STATED TASK :: Return every line below in which "with" appears.

MATERIAL FOR THE TASK ::
-*-*-
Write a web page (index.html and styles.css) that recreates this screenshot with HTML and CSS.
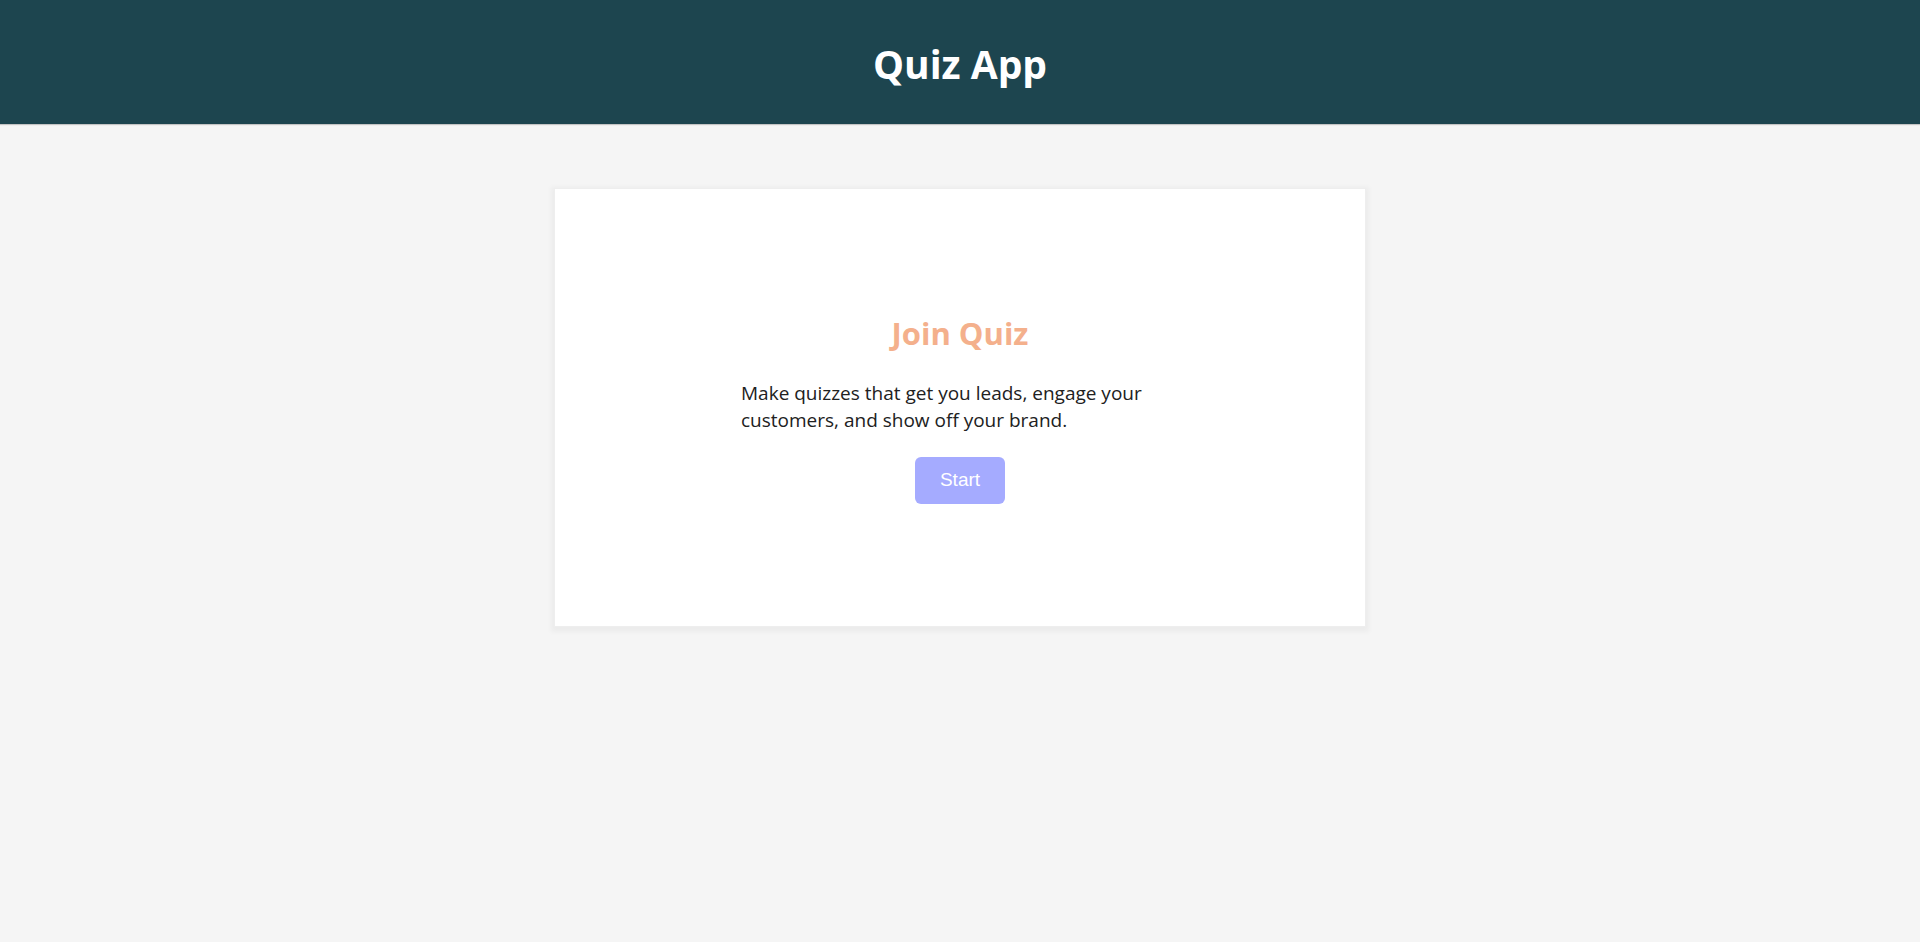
-*-*-
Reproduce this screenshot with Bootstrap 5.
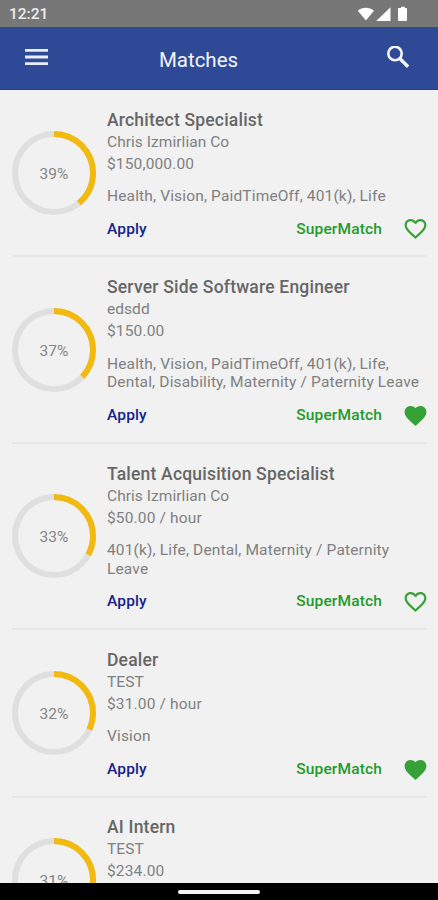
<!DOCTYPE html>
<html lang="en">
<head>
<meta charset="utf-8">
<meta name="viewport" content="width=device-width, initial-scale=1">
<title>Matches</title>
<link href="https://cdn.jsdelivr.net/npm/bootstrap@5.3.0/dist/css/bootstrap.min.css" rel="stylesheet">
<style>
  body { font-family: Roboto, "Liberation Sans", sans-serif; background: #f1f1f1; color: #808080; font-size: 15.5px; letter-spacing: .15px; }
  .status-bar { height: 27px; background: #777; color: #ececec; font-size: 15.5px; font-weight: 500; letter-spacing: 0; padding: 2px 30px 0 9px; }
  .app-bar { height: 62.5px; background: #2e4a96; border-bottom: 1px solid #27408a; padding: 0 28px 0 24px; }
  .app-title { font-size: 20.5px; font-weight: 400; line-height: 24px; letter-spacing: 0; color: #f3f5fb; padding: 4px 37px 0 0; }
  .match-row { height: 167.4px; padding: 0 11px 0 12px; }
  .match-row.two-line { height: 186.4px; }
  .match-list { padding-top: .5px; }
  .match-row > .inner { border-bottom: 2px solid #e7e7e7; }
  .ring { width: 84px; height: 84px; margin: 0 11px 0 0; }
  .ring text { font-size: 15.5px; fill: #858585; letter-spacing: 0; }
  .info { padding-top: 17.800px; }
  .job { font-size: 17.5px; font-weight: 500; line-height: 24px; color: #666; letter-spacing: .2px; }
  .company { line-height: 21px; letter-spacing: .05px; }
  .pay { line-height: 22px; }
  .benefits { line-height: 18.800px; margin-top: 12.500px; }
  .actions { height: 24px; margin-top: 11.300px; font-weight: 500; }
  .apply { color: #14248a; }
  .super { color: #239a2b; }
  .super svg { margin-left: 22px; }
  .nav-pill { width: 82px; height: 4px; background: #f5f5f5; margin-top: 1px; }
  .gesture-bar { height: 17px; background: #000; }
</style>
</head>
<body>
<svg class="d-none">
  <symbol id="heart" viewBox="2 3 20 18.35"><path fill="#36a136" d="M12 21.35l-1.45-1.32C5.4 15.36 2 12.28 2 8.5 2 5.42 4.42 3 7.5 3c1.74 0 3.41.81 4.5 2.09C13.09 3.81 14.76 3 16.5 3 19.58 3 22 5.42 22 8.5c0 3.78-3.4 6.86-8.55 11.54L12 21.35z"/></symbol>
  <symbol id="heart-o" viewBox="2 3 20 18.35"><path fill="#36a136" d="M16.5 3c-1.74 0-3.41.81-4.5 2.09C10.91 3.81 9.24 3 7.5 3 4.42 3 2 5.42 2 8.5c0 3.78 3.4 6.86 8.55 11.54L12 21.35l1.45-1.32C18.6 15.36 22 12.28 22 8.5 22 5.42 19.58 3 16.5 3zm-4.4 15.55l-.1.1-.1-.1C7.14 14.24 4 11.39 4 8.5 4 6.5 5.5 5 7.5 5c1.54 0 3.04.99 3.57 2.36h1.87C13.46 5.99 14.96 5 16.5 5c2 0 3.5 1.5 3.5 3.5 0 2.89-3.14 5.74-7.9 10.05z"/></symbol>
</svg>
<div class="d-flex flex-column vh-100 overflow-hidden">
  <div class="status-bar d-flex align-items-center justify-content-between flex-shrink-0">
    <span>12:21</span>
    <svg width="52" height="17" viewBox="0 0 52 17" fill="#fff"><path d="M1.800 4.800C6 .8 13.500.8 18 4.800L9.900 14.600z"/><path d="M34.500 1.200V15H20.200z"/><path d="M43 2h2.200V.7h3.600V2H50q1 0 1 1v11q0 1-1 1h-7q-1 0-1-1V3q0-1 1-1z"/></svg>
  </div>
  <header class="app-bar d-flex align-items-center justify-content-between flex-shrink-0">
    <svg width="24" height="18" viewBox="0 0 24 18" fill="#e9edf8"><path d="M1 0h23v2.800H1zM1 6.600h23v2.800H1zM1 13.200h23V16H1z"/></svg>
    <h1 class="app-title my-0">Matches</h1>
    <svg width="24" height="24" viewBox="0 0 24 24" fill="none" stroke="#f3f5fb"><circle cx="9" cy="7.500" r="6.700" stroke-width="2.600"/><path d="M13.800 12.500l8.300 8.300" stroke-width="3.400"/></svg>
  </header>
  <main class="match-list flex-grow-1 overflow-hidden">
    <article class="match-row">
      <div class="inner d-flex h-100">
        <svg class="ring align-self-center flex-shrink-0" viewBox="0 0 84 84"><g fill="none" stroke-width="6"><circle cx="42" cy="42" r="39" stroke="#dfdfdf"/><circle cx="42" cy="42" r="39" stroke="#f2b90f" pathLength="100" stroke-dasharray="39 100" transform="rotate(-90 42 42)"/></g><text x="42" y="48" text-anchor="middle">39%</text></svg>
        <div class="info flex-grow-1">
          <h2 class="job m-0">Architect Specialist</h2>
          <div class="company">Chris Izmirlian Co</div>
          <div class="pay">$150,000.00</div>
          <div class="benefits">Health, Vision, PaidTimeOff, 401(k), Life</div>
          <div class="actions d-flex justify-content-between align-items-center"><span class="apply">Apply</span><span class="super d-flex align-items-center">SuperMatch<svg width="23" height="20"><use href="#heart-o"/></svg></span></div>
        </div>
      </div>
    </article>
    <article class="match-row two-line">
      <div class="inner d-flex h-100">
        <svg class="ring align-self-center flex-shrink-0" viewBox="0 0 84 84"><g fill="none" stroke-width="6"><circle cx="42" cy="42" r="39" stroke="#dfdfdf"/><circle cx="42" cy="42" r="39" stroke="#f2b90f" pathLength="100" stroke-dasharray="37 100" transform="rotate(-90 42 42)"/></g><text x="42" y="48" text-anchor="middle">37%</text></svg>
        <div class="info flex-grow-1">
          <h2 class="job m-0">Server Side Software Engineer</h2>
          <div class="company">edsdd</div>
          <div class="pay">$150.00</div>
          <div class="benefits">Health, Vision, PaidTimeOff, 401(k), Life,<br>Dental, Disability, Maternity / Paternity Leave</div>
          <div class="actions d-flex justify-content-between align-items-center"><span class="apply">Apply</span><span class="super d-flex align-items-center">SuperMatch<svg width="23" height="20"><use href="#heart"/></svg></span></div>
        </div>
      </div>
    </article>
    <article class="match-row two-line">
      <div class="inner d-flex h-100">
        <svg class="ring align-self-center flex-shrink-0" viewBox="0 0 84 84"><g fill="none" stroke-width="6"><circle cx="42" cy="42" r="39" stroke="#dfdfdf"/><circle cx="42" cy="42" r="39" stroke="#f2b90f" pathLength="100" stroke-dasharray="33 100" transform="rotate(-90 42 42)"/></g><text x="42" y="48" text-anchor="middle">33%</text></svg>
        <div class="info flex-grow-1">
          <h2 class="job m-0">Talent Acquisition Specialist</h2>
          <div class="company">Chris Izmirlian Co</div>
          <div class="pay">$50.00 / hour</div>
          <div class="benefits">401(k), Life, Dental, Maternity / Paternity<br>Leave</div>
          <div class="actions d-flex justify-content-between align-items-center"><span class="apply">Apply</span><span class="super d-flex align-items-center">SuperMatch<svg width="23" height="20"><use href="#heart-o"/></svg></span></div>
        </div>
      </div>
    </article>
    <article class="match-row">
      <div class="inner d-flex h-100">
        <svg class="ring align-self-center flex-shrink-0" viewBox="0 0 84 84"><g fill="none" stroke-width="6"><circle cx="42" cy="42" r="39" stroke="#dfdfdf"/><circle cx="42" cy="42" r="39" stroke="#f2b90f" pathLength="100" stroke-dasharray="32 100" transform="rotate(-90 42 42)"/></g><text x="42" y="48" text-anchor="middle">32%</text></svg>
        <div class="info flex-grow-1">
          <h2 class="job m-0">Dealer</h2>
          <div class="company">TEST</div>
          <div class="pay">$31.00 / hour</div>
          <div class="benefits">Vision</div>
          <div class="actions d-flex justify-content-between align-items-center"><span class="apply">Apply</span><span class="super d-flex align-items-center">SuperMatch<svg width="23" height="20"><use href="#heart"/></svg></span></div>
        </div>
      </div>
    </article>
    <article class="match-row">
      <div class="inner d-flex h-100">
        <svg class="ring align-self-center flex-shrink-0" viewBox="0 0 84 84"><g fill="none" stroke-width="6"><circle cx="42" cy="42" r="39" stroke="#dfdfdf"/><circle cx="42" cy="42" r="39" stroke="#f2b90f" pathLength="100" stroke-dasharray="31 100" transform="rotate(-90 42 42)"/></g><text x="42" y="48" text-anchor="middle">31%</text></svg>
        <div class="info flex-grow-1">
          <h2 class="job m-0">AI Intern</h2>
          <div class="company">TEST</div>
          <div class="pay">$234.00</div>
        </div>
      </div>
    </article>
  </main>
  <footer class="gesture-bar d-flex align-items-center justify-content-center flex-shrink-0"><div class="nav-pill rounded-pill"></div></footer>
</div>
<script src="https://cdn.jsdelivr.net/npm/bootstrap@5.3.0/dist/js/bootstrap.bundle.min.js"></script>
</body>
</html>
-*-*-
OUTPUT OF THE EXERCISE ::
Write a web page (index.html and styles.css) that recreates this screenshot with HTML and CSS.
Reproduce this screenshot with Bootstrap 5.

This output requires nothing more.